RE2 compatibility for 920120 #1663
Conversation
I haven't looked at this in detail yet but it occurs to me we could move it to util/regexp-assemble/regexp-920120.data to help readability, at least for the non-assembled version (assuming the generated version works the same way that the one in this PR). |
Having had another look, I realise the pattern presented is generated by a script. My bad, sorry. Perhaps we should include your script in a similar way we include As for the pattern, I believe you could extract the common suffix as well ( Finally, as with previous cases replacing lookarounds, the resulting match will be different. |
Awesome PR and very interesting blogpost. Thank you very much @allanrbo. I second @fgsch's remark about inclusion of the generator into our repository. I have also looked up 920120 in my logs to see if we can come up with additional FTW tests - the 3 we have are a bit thin - but no luck. However, I suggest to add tests to the PR based on Allan's work and documentation. This will be useful as we move forward. |
Thanks for reading. Good idea with including the generator script in this repo here, so it doesn't get lost. Will update the PR. Will also see if I can make some more FTW tests from those manual tests I mentioned above actually. |
Thanks for updating the PR. Have you seen this part of my comment?
|
Sorry, overlooked those questions. Good questions. Regarding extracting I don't think it's possible to extract out the
And further consider just this part:
The Regarding perf With regards to performance, yes, it's worse. So it's a tradeoff. Especially for WAFs running ModSecurity, which is currently probably close to 100% of users. The reason I still propose it is that it paves the way to make CRS useful on non-ModSecurity WAFs too. Here are some numbers I've generated from this test program, which evaluates the old and new regexes 1 million times in the input
Regarding whether match is different I've taken great care to ensure it's not different. That's what I've written about here: http://allanrbo.blogspot.com/2020/01/alternative-to-negative-lookbehinds-in.html . But sure, there could be a flaw in my reasoning that I haven't realized yet :-) |
Right. I understand the nuances of ^. I was a bit hasty here and didn't analyse the pattern in detail before I suggested the move though. You are entirely correct.

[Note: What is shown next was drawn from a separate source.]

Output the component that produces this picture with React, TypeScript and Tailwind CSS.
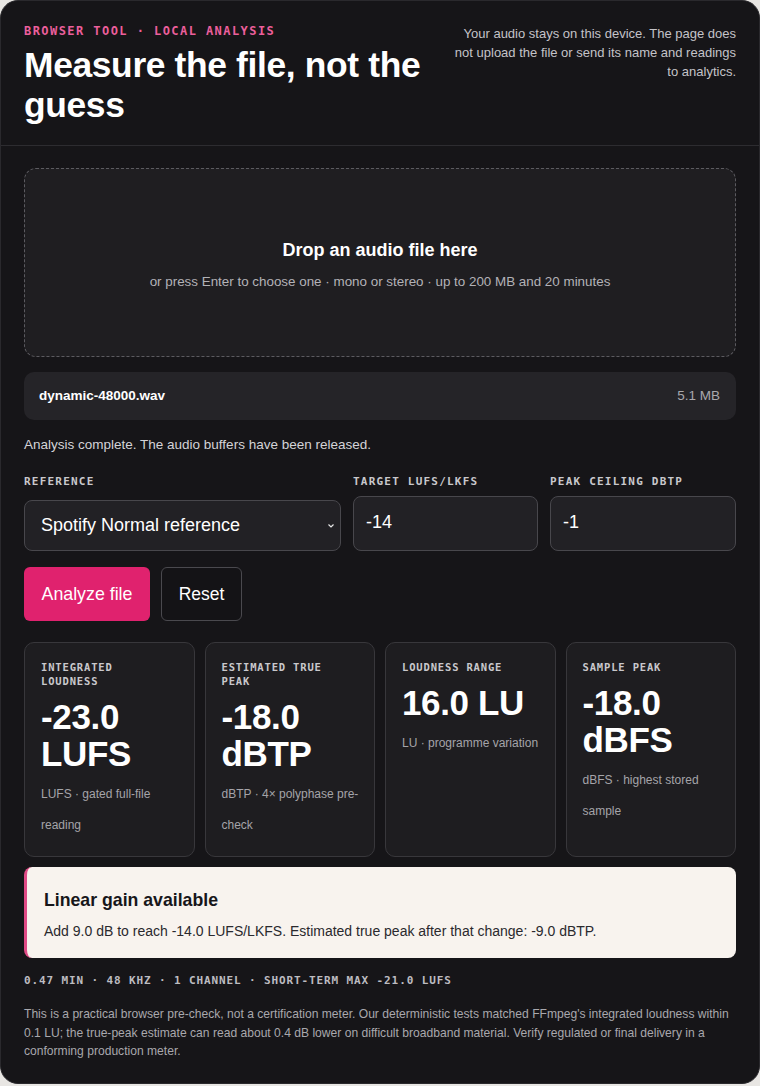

Based on your tests we are talking about a ~9x performance penalty for 99.99% of users. FWIW, for Hyperscan, this is somewhat less of a problem since you can use Chimera. For RE2 unfortunately there is no alternative.
What I meant here is that while for the same input both patterns will match, what the patterns will match on will differ. Taking the input above and comparing the results before and after this change shows, for example:
|
For a simpler test limited to pcre, you can run |
Hi Federico, thanks for the input. Yea I totally get if CRS doesn't want to merge this PR. It's fine if we just close it. I know it doesn't have any short term benefit for anyone besides me. The reason I thought I'd share it anyway, was because it may have a long term benefit, as it paves the way for CRS on future WAF engines that strictly avoid PCRE (like the experiment I'm currently prototyping). I wish there was a way to achieve this without such a long, complex, and slow regex. I feel like there may be a way with chained rules, but just haven't been able to find one... Perf discussion continued Thinking of it as a 900% perf penalty I feel is kind of blunt. It's probably closer to 0.13%, and only on very specific requests. Here's why I believe so. No requests will be 9x slower, but on those specific form-data/multipart POST requests that also contain a file name field, that one operation to scan the name and file name field that used to take ModSecurity around 0.001633 ms now is now 9x slower at around 0.01467 ms. On my computer with Nginx+ModSecurity I ran a couple of thousand runs of a simple 520 byte form-data/multipart POST non-keepalive request with a file field. It averaged at around 5.189 ms. So the theoretical overhead of this should be (0.01467-0.001633)/5.189=0.01303=0.13% on these requests. I reran with the new regex, and it avereged 5.171 ms - suprisingly lower but close enough to be a measurement error. Regarding backtracking RE2 will never backtrack. They achieve |-alternatives without backtracking, purely via state machines I think: https://github.com/google/re2/wiki/WhyRE2 . pcretest I couldn't find pcretest, but found pcre2test in Ubuntu. Assuming it's equivalent. Ran Whether match is different I understand what you mean now. Yes, TX:0 will be slightly different with the new regex, but since TX:0 is not used I don't think this is a problem? |
It's too early to tell either way (whether this will be merged) but the more information we have, the more informed the decision will be.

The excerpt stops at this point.